Following the success of the Mustang, Ford thought they'd roll the equine dice a couple more times, coming up with the Pinto and today's Nice Price or Crack Pipe Maverick. There's a lot shared between the Mav' and the ‘Stang, but does this pony's price mean its seller isn't just horsing around?
Yesterday's 6.2 diesel-powered '91 Jeep proved that, unlike strippers and Jenga, Wranglers shouldn't be stacked. The fact that our 37-inch tired friend was thus contributed to its insurmountable 70% Crack Pipe loss.
Automobiles replaced horses as a primary mode of transportation and nearly 70 years later, further ignominy was heaped on the genus as the Ford Motor Company also appropriated their good names for the company's cars. Well, legendarily the Mustang was such named for the WWII fighter - also known as the P51 - but that plane was of course named after... the horse.
Today's 1970 Maverick coupe shares an equine name and a Falcon base with the Mustang, and in its two door, fastback form much of the pony car ethos. This LA-based car completes that picture by rocking the thin-wall Windsor V8 in traditional 302 cubic inch displacement, and sprouting a manual transmission.
Outside, the baby blue paint seems serviceable, and compliments the desirable old-school blue and gold California license plates. There are a number of boogers here, including a rough driver's side and a nasty ding on the trunk lip that'll not be fun to pound out. Other issues are a lack of grille up front and an interior that looks like it's had a band of hippies living inside it.
Thing of it is, these foibles are easily rectified, and are passible in a car with other things going for it- like a healthy V8 engine and three pedals below the steering wheel. This Maverick seems solid enough and a good base for building a rockstar as it seems to have the right foundation.
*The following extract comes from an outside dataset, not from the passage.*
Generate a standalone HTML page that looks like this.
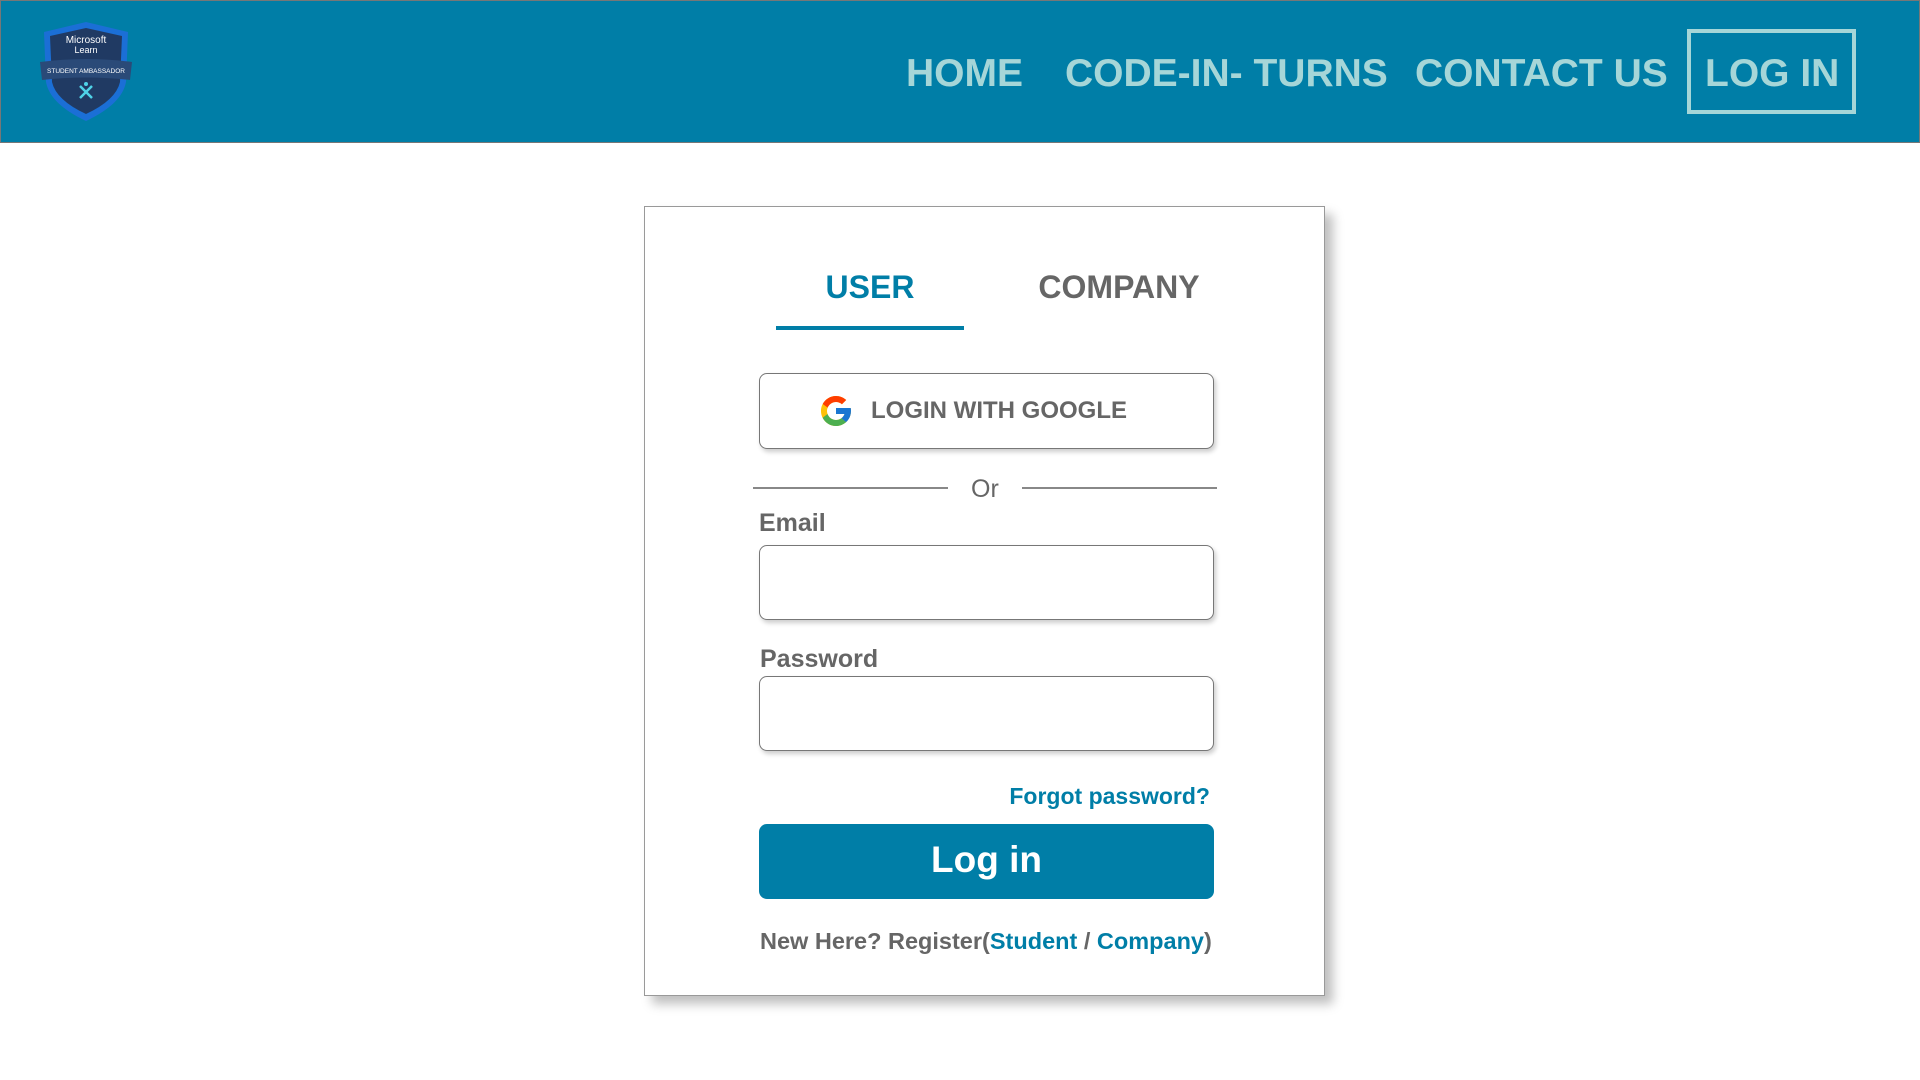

That leads to the question of whether or not that base is worth the $3,995 that the seller is asking. Mavericks seem to be following their Mustang brethren in a climb up the value tree, meaning it might be a good idea to saddle up before they reach too high a branch. Of course, this one may be better put out to pasture.
What do you think, is this Maverick worth a fin shy of four grand? Or, is that simply too much to pony up?